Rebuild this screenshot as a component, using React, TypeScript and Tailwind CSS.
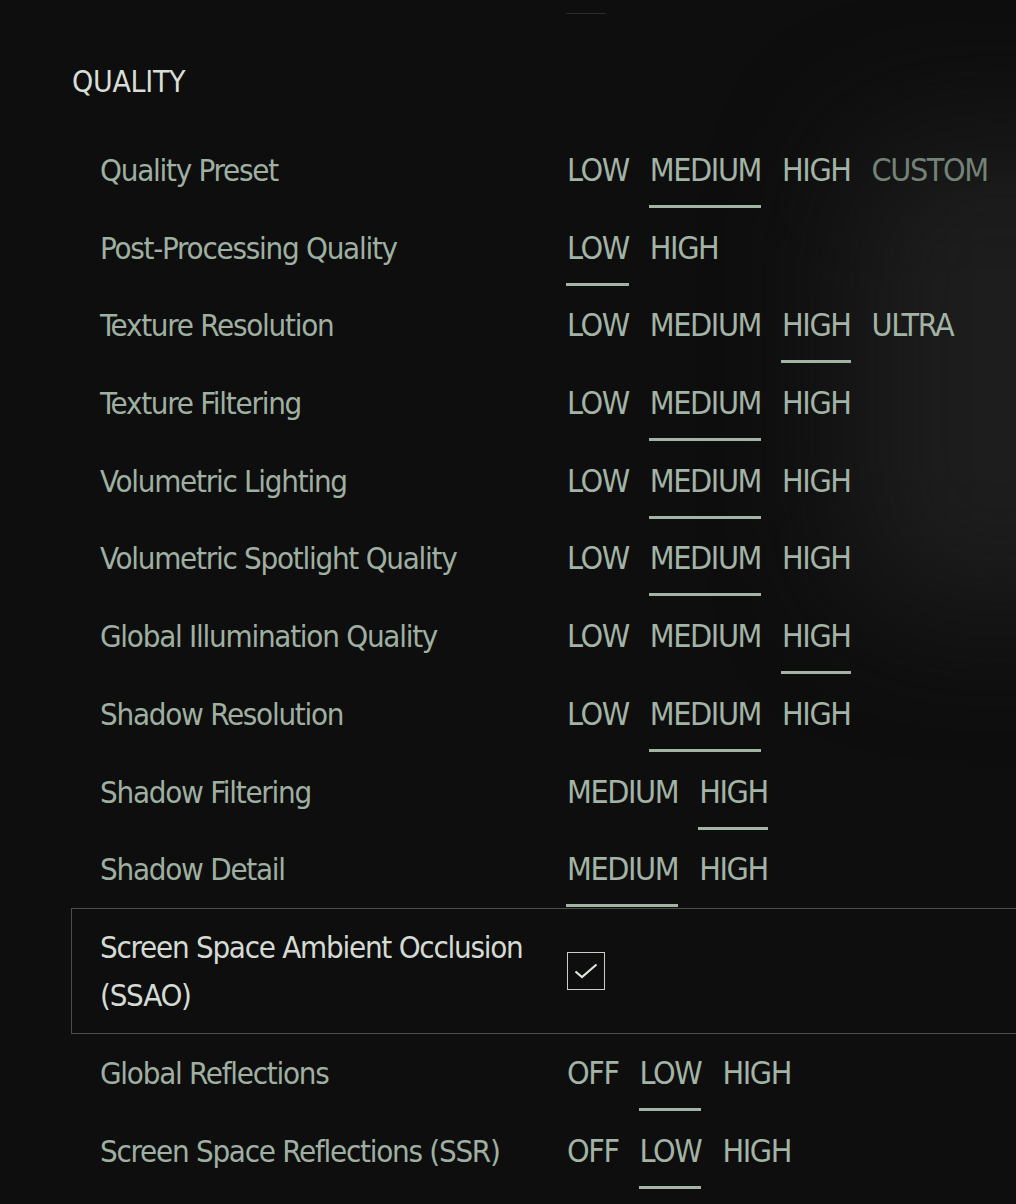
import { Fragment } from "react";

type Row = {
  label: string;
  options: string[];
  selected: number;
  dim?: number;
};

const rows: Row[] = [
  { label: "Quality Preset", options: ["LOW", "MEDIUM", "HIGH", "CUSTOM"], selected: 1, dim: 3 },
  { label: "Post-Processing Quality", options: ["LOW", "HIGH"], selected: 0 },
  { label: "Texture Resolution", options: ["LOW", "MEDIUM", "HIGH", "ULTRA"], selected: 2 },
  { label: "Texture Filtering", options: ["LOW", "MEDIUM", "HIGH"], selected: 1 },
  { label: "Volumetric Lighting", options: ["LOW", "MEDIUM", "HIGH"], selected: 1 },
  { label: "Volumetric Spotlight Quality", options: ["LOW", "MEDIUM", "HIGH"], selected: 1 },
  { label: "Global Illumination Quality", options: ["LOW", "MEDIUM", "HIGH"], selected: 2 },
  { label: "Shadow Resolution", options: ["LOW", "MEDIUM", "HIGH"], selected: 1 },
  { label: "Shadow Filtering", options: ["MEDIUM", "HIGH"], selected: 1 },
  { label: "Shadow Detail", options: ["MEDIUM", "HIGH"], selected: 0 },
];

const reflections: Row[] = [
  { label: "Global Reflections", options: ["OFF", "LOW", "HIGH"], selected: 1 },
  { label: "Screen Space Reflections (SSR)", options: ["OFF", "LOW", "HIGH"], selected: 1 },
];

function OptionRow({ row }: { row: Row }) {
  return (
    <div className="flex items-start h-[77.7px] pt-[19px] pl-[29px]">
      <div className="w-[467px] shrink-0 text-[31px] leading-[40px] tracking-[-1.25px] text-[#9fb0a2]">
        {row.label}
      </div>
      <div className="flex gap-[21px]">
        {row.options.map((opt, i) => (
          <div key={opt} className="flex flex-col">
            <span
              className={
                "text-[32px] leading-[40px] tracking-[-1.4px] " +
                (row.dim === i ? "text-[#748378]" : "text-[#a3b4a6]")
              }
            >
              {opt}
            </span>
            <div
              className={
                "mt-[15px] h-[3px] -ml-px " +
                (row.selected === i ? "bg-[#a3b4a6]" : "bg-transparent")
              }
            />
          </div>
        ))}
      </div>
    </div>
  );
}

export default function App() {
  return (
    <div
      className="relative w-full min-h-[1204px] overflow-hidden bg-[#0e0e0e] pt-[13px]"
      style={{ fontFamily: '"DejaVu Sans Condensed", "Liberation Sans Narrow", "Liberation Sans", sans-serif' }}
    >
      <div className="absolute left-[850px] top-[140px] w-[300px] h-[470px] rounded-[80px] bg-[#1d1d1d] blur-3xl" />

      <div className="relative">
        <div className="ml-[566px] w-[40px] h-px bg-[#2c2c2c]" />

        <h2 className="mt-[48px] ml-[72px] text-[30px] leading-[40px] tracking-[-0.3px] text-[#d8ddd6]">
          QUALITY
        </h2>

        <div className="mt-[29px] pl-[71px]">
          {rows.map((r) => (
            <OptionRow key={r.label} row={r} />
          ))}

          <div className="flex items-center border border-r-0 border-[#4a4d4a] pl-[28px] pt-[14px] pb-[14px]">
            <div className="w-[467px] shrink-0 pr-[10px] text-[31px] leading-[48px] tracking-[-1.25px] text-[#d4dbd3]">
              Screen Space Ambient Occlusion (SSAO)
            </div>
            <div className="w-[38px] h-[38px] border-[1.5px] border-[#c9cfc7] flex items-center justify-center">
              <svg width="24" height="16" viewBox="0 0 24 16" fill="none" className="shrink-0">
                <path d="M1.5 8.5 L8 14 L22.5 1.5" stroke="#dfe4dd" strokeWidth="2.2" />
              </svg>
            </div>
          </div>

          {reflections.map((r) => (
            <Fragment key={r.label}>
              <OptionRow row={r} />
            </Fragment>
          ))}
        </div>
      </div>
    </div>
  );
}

Objective => Reproduce the full listing above verbatim, with no pictures included.

Response for this exercise =>
Rebuild this screenshot as a component, using React, TypeScript and Tailwind CSS.
import { Fragment } from "react";

type Row = {
  label: string;
  options: string[];
  selected: number;
  dim?: number;
};

const rows: Row[] = [
  { label: "Quality Preset", options: ["LOW", "MEDIUM", "HIGH", "CUSTOM"], selected: 1, dim: 3 },
  { label: "Post-Processing Quality", options: ["LOW", "HIGH"], selected: 0 },
  { label: "Texture Resolution", options: ["LOW", "MEDIUM", "HIGH", "ULTRA"], selected: 2 },
  { label: "Texture Filtering", options: ["LOW", "MEDIUM", "HIGH"], selected: 1 },
  { label: "Volumetric Lighting", options: ["LOW", "MEDIUM", "HIGH"], selected: 1 },
  { label: "Volumetric Spotlight Quality", options: ["LOW", "MEDIUM", "HIGH"], selected: 1 },
  { label: "Global Illumination Quality", options: ["LOW", "MEDIUM", "HIGH"], selected: 2 },
  { label: "Shadow Resolution", options: ["LOW", "MEDIUM", "HIGH"], selected: 1 },
  { label: "Shadow Filtering", options: ["MEDIUM", "HIGH"], selected: 1 },
  { label: "Shadow Detail", options: ["MEDIUM", "HIGH"], selected: 0 },
];

const reflections: Row[] = [
  { label: "Global Reflections", options: ["OFF", "LOW", "HIGH"], selected: 1 },
  { label: "Screen Space Reflections (SSR)", options: ["OFF", "LOW", "HIGH"], selected: 1 },
];

function OptionRow({ row }: { row: Row }) {
  return (
    <div className="flex items-start h-[77.7px] pt-[19px] pl-[29px]">
      <div className="w-[467px] shrink-0 text-[31px] leading-[40px] tracking-[-1.25px] text-[#9fb0a2]">
        {row.label}
      </div>
      <div className="flex gap-[21px]">
        {row.options.map((opt, i) => (
          <div key={opt} className="flex flex-col">
            <span
              className={
                "text-[32px] leading-[40px] tracking-[-1.4px] " +
                (row.dim === i ? "text-[#748378]" : "text-[#a3b4a6]")
              }
            >
              {opt}
            </span>
            <div
              className={
                "mt-[15px] h-[3px] -ml-px " +
                (row.selected === i ? "bg-[#a3b4a6]" : "bg-transparent")
              }
            />
          </div>
        ))}
      </div>
    </div>
  );
}

export default function App() {
  return (
    <div
      className="relative w-full min-h-[1204px] overflow-hidden bg-[#0e0e0e] pt-[13px]"
      style={{ fontFamily: '"DejaVu Sans Condensed", "Liberation Sans Narrow", "Liberation Sans", sans-serif' }}
    >
      <div className="absolute left-[850px] top-[140px] w-[300px] h-[470px] rounded-[80px] bg-[#1d1d1d] blur-3xl" />

      <div className="relative">
        <div className="ml-[566px] w-[40px] h-px bg-[#2c2c2c]" />

        <h2 className="mt-[48px] ml-[72px] text-[30px] leading-[40px] tracking-[-0.3px] text-[#d8ddd6]">
          QUALITY
        </h2>

        <div className="mt-[29px] pl-[71px]">
          {rows.map((r) => (
            <OptionRow key={r.label} row={r} />
          ))}

          <div className="flex items-center border border-r-0 border-[#4a4d4a] pl-[28px] pt-[14px] pb-[14px]">
            <div className="w-[467px] shrink-0 pr-[10px] text-[31px] leading-[48px] tracking-[-1.25px] text-[#d4dbd3]">
              Screen Space Ambient Occlusion (SSAO)
            </div>
            <div className="w-[38px] h-[38px] border-[1.5px] border-[#c9cfc7] flex items-center justify-center">
              <svg width="24" height="16" viewBox="0 0 24 16" fill="none" className="shrink-0">
                <path d="M1.5 8.5 L8 14 L22.5 1.5" stroke="#dfe4dd" strokeWidth="2.2" />
              </svg>
            </div>
          </div>

          {reflections.map((r) => (
            <Fragment key={r.label}>
              <OptionRow row={r} />
            </Fragment>
          ))}
        </div>
      </div>
    </div>
  );
}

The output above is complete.